_Short exercise_.
Your task is to copy the listing exactly, with the pictures left out.

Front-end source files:

⟨

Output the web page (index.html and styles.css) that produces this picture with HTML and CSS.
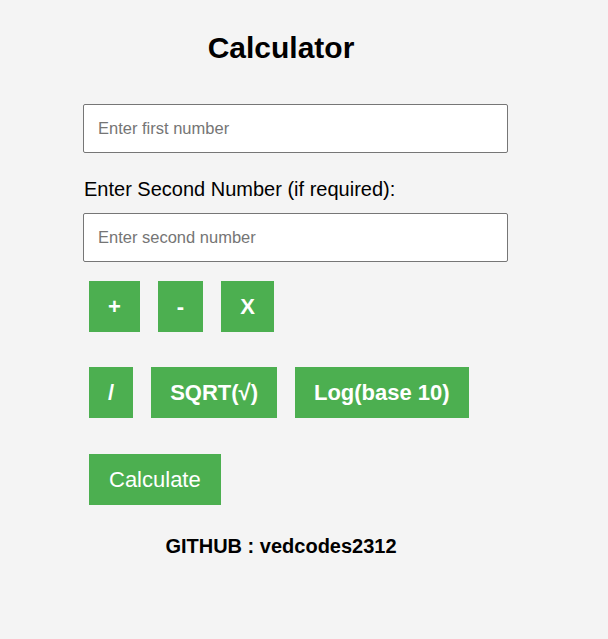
FILE: index.html
```html
<!DOCTYPE html>
<html>
<head>
<meta charset="utf-8">
<link rel="stylesheet" href="styles.css">
</head>
<body>
<div class="calc">
  <h1 class="title">Calculator</h1>
  <input class="field" type="text" placeholder="Enter first number">
  <label class="label">Enter Second Number (if required):</label>
  <input class="field" type="text" placeholder="Enter second number">
  <div class="row">
    <button class="btn">+</button>
    <button class="btn">-</button>
    <button class="btn">X</button>
  </div>
  <div class="row">
    <button class="btn">/</button>
    <button class="btn">SQRT(√)</button>
    <button class="btn">Log(base 10)</button>
  </div>
  <div class="row row-last">
    <button class="btn calc-btn">Calculate</button>
  </div>
  <p class="github">GITHUB : vedcodes2312</p>
</div>
</body>
</html>
```
FILE: styles.css
```css
html, body {
  margin: 0;
  padding: 0;
  background: #f4f4f4;
  font-family: "Liberation Sans", Arial, sans-serif;
}
.calc {
  width: 396px;
  margin-left: 83px;
  padding-top: 30px;
  display: flex;
  flex-direction: column;
  align-items: flex-start;
}
.title {
  align-self: center;
  margin: 0 0 38px 0;
  font-size: 30px;
  font-weight: bold;
  color: #000;
  line-height: 36px;
}
.field {
  box-sizing: border-box;
  width: 425px;
  height: 49px;
  margin: 0;
  padding: 0 14px;
  border: 1px solid #767676;
  border-radius: 2px;
  background: #fff;
  font-family: "Liberation Sans", Arial, sans-serif;
  font-size: 16.5px;
  color: #000;
}
.field::placeholder {
  color: #757575;
}
.label {
  margin: 25px 0 12px 1px;
  font-size: 20px;
  line-height: 23px;
  color: #000;
}
.row {
  display: flex;
  gap: 18px;
  margin-left: 6px;
  margin-top: 19px;
}
.row + .row {
  margin-top: 35px;
}
.row.row-last {
  margin-top: 36px;
}
.btn {
  height: 51px;
  padding: 0 19px;
  border: none;
  background: #4caf50;
  color: #fff;
  font-family: "Liberation Sans", Arial, sans-serif;
  font-size: 22px;
  font-weight: bold;
}
.calc-btn {
  padding: 0 20px;
  font-size: 22px;
  font-weight: normal;
}
.github {
  align-self: center;
  margin: 30px 0 0 0;
  font-size: 20px;
  font-weight: bold;
  color: #000;
}
```
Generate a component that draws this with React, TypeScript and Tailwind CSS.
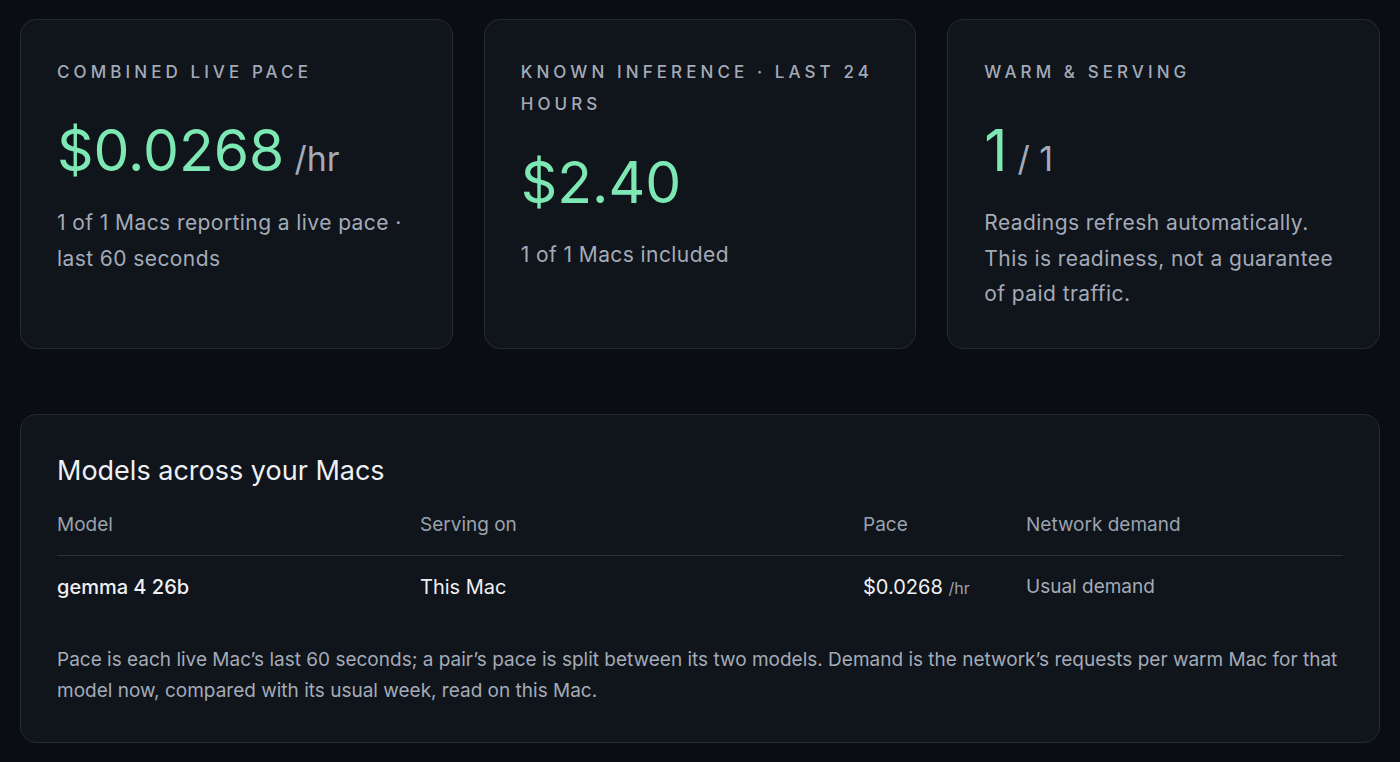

⟩

_Written response_.
Output the web page (index.html and styles.css) that produces this picture with HTML and CSS.
FILE: index.html
```html
<!DOCTYPE html>
<html>
<head>
<meta charset="utf-8">
<link rel="stylesheet" href="styles.css">
</head>
<body>
<div class="calc">
  <h1 class="title">Calculator</h1>
  <input class="field" type="text" placeholder="Enter first number">
  <label class="label">Enter Second Number (if required):</label>
  <input class="field" type="text" placeholder="Enter second number">
  <div class="row">
    <button class="btn">+</button>
    <button class="btn">-</button>
    <button class="btn">X</button>
  </div>
  <div class="row">
    <button class="btn">/</button>
    <button class="btn">SQRT(√)</button>
    <button class="btn">Log(base 10)</button>
  </div>
  <div class="row row-last">
    <button class="btn calc-btn">Calculate</button>
  </div>
  <p class="github">GITHUB : vedcodes2312</p>
</div>
</body>
</html>
```
FILE: styles.css
```css
html, body {
  margin: 0;
  padding: 0;
  background: #f4f4f4;
  font-family: "Liberation Sans", Arial, sans-serif;
}
.calc {
  width: 396px;
  margin-left: 83px;
  padding-top: 30px;
  display: flex;
  flex-direction: column;
  align-items: flex-start;
}
.title {
  align-self: center;
  margin: 0 0 38px 0;
  font-size: 30px;
  font-weight: bold;
  color: #000;
  line-height: 36px;
}
.field {
  box-sizing: border-box;
  width: 425px;
  height: 49px;
  margin: 0;
  padding: 0 14px;
  border: 1px solid #767676;
  border-radius: 2px;
  background: #fff;
  font-family: "Liberation Sans", Arial, sans-serif;
  font-size: 16.5px;
  color: #000;
}
.field::placeholder {
  color: #757575;
}
.label {
  margin: 25px 0 12px 1px;
  font-size: 20px;
  line-height: 23px;
  color: #000;
}
.row {
  display: flex;
  gap: 18px;
  margin-left: 6px;
  margin-top: 19px;
}
.row + .row {
  margin-top: 35px;
}
.row.row-last {
  margin-top: 36px;
}
.btn {
  height: 51px;
  padding: 0 19px;
  border: none;
  background: #4caf50;
  color: #fff;
  font-family: "Liberation Sans", Arial, sans-serif;
  font-size: 22px;
  font-weight: bold;
}
.calc-btn {
  padding: 0 20px;
  font-size: 22px;
  font-weight: normal;
}
.github {
  align-self: center;
  margin: 30px 0 0 0;
  font-size: 20px;
  font-weight: bold;
  color: #000;
}
```
Generate a component that draws this with React, TypeScript and Tailwind CSS.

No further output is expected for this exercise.